§ **EXERCISE**: Copy all of the material word for word, except for the pictures.
***
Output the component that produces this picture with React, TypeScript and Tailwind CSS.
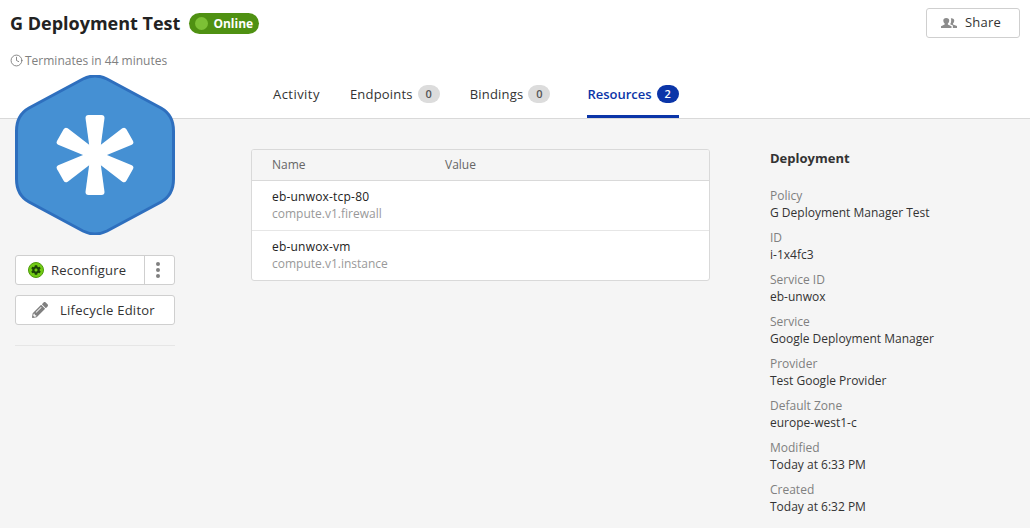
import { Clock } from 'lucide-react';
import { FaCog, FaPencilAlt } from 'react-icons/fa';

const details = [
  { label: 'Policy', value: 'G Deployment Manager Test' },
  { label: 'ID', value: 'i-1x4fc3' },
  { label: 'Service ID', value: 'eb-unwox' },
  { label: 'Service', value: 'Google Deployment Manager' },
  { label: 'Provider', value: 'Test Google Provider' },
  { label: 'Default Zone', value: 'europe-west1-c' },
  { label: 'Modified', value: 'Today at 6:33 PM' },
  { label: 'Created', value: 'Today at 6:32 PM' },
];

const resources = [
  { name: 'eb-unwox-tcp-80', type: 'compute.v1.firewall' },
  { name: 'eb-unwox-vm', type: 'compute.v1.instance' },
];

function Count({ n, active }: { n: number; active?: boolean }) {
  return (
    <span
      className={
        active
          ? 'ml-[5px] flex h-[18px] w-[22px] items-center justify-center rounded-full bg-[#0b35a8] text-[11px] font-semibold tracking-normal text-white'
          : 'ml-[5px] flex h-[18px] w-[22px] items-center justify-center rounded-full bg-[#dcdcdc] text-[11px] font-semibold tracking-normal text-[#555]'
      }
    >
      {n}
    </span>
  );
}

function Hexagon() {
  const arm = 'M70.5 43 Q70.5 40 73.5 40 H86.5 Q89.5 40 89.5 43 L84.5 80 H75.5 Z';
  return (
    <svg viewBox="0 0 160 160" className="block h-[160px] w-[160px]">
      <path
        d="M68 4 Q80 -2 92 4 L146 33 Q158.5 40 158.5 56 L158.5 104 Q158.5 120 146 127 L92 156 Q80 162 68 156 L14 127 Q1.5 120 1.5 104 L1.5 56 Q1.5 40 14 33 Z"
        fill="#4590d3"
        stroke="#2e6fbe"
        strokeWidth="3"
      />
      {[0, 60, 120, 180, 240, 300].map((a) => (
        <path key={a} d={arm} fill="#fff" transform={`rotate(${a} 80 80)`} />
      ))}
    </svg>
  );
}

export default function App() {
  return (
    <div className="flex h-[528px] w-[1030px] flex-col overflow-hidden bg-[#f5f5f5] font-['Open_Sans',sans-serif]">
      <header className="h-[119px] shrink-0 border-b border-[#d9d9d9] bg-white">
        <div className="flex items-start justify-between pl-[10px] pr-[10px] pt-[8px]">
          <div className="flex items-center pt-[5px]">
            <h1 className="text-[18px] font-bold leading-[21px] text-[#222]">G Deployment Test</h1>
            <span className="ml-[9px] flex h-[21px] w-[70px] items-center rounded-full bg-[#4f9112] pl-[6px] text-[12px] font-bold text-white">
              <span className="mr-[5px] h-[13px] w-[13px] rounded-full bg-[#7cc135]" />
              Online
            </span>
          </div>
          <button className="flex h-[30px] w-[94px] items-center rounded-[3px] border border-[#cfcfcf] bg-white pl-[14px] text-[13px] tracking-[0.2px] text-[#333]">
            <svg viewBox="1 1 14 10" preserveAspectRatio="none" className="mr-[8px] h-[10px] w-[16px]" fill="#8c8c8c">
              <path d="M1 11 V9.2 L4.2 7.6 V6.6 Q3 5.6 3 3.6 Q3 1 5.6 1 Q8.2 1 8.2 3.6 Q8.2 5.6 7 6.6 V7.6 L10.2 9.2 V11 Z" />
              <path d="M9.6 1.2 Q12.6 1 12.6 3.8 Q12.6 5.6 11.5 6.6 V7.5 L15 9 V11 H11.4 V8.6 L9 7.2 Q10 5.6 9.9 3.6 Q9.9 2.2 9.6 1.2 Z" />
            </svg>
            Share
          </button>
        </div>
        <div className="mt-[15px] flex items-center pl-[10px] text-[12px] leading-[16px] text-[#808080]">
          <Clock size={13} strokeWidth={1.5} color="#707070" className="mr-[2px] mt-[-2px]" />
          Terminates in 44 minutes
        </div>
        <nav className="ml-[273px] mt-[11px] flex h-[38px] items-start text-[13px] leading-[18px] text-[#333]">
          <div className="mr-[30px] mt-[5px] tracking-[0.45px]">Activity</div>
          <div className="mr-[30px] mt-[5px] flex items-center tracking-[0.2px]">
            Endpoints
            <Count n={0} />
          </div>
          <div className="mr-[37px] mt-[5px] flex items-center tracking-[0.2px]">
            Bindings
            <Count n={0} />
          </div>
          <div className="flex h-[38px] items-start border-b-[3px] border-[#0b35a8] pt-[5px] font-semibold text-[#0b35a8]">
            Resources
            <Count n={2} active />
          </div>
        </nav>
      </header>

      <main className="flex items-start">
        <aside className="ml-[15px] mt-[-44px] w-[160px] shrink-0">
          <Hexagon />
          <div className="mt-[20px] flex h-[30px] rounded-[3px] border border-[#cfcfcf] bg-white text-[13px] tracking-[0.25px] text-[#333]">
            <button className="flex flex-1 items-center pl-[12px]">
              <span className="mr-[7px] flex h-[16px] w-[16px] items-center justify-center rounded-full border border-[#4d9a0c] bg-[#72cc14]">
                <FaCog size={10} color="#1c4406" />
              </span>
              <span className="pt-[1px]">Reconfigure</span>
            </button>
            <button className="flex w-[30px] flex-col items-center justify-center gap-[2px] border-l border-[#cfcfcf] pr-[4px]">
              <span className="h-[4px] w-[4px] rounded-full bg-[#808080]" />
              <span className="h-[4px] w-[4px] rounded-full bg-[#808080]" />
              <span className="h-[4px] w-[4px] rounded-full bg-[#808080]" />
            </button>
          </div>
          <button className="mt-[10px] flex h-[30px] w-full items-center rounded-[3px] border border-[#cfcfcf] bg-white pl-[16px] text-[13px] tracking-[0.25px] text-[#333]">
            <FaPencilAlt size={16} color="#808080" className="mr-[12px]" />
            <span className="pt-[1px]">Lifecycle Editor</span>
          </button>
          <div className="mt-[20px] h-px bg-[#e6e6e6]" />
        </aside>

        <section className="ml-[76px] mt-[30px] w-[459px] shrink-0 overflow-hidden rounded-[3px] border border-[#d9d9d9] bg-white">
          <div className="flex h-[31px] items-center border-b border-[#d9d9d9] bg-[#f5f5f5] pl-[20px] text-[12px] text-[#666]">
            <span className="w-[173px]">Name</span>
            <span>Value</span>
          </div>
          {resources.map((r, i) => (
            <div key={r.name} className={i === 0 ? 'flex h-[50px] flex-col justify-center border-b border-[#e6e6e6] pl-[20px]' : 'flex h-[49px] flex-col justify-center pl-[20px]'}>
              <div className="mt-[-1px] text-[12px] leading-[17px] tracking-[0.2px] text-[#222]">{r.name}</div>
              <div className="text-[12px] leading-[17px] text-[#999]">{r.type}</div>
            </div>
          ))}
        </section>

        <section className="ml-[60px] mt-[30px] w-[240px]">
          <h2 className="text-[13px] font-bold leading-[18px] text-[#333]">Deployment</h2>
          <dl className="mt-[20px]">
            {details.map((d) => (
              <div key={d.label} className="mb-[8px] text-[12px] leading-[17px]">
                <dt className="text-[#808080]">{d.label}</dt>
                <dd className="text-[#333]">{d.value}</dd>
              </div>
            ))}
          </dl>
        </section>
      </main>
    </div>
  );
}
***
§ **FINISHED ANSWER**:
Output the component that produces this picture with React, TypeScript and Tailwind CSS.
import { Clock } from 'lucide-react';
import { FaCog, FaPencilAlt } from 'react-icons/fa';

const details = [
  { label: 'Policy', value: 'G Deployment Manager Test' },
  { label: 'ID', value: 'i-1x4fc3' },
  { label: 'Service ID', value: 'eb-unwox' },
  { label: 'Service', value: 'Google Deployment Manager' },
  { label: 'Provider', value: 'Test Google Provider' },
  { label: 'Default Zone', value: 'europe-west1-c' },
  { label: 'Modified', value: 'Today at 6:33 PM' },
  { label: 'Created', value: 'Today at 6:32 PM' },
];

const resources = [
  { name: 'eb-unwox-tcp-80', type: 'compute.v1.firewall' },
  { name: 'eb-unwox-vm', type: 'compute.v1.instance' },
];

function Count({ n, active }: { n: number; active?: boolean }) {
  return (
    <span
      className={
        active
          ? 'ml-[5px] flex h-[18px] w-[22px] items-center justify-center rounded-full bg-[#0b35a8] text-[11px] font-semibold tracking-normal text-white'
          : 'ml-[5px] flex h-[18px] w-[22px] items-center justify-center rounded-full bg-[#dcdcdc] text-[11px] font-semibold tracking-normal text-[#555]'
      }
    >
      {n}
    </span>
  );
}

function Hexagon() {
  const arm = 'M70.5 43 Q70.5 40 73.5 40 H86.5 Q89.5 40 89.5 43 L84.5 80 H75.5 Z';
  return (
    <svg viewBox="0 0 160 160" className="block h-[160px] w-[160px]">
      <path
        d="M68 4 Q80 -2 92 4 L146 33 Q158.5 40 158.5 56 L158.5 104 Q158.5 120 146 127 L92 156 Q80 162 68 156 L14 127 Q1.5 120 1.5 104 L1.5 56 Q1.5 40 14 33 Z"
        fill="#4590d3"
        stroke="#2e6fbe"
        strokeWidth="3"
      />
      {[0, 60, 120, 180, 240, 300].map((a) => (
        <path key={a} d={arm} fill="#fff" transform={`rotate(${a} 80 80)`} />
      ))}
    </svg>
  );
}

export default function App() {
  return (
    <div className="flex h-[528px] w-[1030px] flex-col overflow-hidden bg-[#f5f5f5] font-['Open_Sans',sans-serif]">
      <header className="h-[119px] shrink-0 border-b border-[#d9d9d9] bg-white">
        <div className="flex items-start justify-between pl-[10px] pr-[10px] pt-[8px]">
          <div className="flex items-center pt-[5px]">
            <h1 className="text-[18px] font-bold leading-[21px] text-[#222]">G Deployment Test</h1>
            <span className="ml-[9px] flex h-[21px] w-[70px] items-center rounded-full bg-[#4f9112] pl-[6px] text-[12px] font-bold text-white">
              <span className="mr-[5px] h-[13px] w-[13px] rounded-full bg-[#7cc135]" />
              Online
            </span>
          </div>
          <button className="flex h-[30px] w-[94px] items-center rounded-[3px] border border-[#cfcfcf] bg-white pl-[14px] text-[13px] tracking-[0.2px] text-[#333]">
            <svg viewBox="1 1 14 10" preserveAspectRatio="none" className="mr-[8px] h-[10px] w-[16px]" fill="#8c8c8c">
              <path d="M1 11 V9.2 L4.2 7.6 V6.6 Q3 5.6 3 3.6 Q3 1 5.6 1 Q8.2 1 8.2 3.6 Q8.2 5.6 7 6.6 V7.6 L10.2 9.2 V11 Z" />
              <path d="M9.6 1.2 Q12.6 1 12.6 3.8 Q12.6 5.6 11.5 6.6 V7.5 L15 9 V11 H11.4 V8.6 L9 7.2 Q10 5.6 9.9 3.6 Q9.9 2.2 9.6 1.2 Z" />
            </svg>
            Share
          </button>
        </div>
        <div className="mt-[15px] flex items-center pl-[10px] text-[12px] leading-[16px] text-[#808080]">
          <Clock size={13} strokeWidth={1.5} color="#707070" className="mr-[2px] mt-[-2px]" />
          Terminates in 44 minutes
        </div>
        <nav className="ml-[273px] mt-[11px] flex h-[38px] items-start text-[13px] leading-[18px] text-[#333]">
          <div className="mr-[30px] mt-[5px] tracking-[0.45px]">Activity</div>
          <div className="mr-[30px] mt-[5px] flex items-center tracking-[0.2px]">
            Endpoints
            <Count n={0} />
          </div>
          <div className="mr-[37px] mt-[5px] flex items-center tracking-[0.2px]">
            Bindings
            <Count n={0} />
          </div>
          <div className="flex h-[38px] items-start border-b-[3px] border-[#0b35a8] pt-[5px] font-semibold text-[#0b35a8]">
            Resources
            <Count n={2} active />
          </div>
        </nav>
      </header>

      <main className="flex items-start">
        <aside className="ml-[15px] mt-[-44px] w-[160px] shrink-0">
          <Hexagon />
          <div className="mt-[20px] flex h-[30px] rounded-[3px] border border-[#cfcfcf] bg-white text-[13px] tracking-[0.25px] text-[#333]">
            <button className="flex flex-1 items-center pl-[12px]">
              <span className="mr-[7px] flex h-[16px] w-[16px] items-center justify-center rounded-full border border-[#4d9a0c] bg-[#72cc14]">
                <FaCog size={10} color="#1c4406" />
              </span>
              <span className="pt-[1px]">Reconfigure</span>
            </button>
            <button className="flex w-[30px] flex-col items-center justify-center gap-[2px] border-l border-[#cfcfcf] pr-[4px]">
              <span className="h-[4px] w-[4px] rounded-full bg-[#808080]" />
              <span className="h-[4px] w-[4px] rounded-full bg-[#808080]" />
              <span className="h-[4px] w-[4px] rounded-full bg-[#808080]" />
            </button>
          </div>
          <button className="mt-[10px] flex h-[30px] w-full items-center rounded-[3px] border border-[#cfcfcf] bg-white pl-[16px] text-[13px] tracking-[0.25px] text-[#333]">
            <FaPencilAlt size={16} color="#808080" className="mr-[12px]" />
            <span className="pt-[1px]">Lifecycle Editor</span>
          </button>
          <div className="mt-[20px] h-px bg-[#e6e6e6]" />
        </aside>

        <section className="ml-[76px] mt-[30px] w-[459px] shrink-0 overflow-hidden rounded-[3px] border border-[#d9d9d9] bg-white">
          <div className="flex h-[31px] items-center border-b border-[#d9d9d9] bg-[#f5f5f5] pl-[20px] text-[12px] text-[#666]">
            <span className="w-[173px]">Name</span>
            <span>Value</span>
          </div>
          {resources.map((r, i) => (
            <div key={r.name} className={i === 0 ? 'flex h-[50px] flex-col justify-center border-b border-[#e6e6e6] pl-[20px]' : 'flex h-[49px] flex-col justify-center pl-[20px]'}>
              <div className="mt-[-1px] text-[12px] leading-[17px] tracking-[0.2px] text-[#222]">{r.name}</div>
              <div className="text-[12px] leading-[17px] text-[#999]">{r.type}</div>
            </div>
          ))}
        </section>

        <section className="ml-[60px] mt-[30px] w-[240px]">
          <h2 className="text-[13px] font-bold leading-[18px] text-[#333]">Deployment</h2>
          <dl className="mt-[20px]">
            {details.map((d) => (
              <div key={d.label} className="mb-[8px] text-[12px] leading-[17px]">
                <dt className="text-[#808080]">{d.label}</dt>
                <dd className="text-[#333]">{d.value}</dd>
              </div>
            ))}
          </dl>
        </section>
      </main>
    </div>
  );
}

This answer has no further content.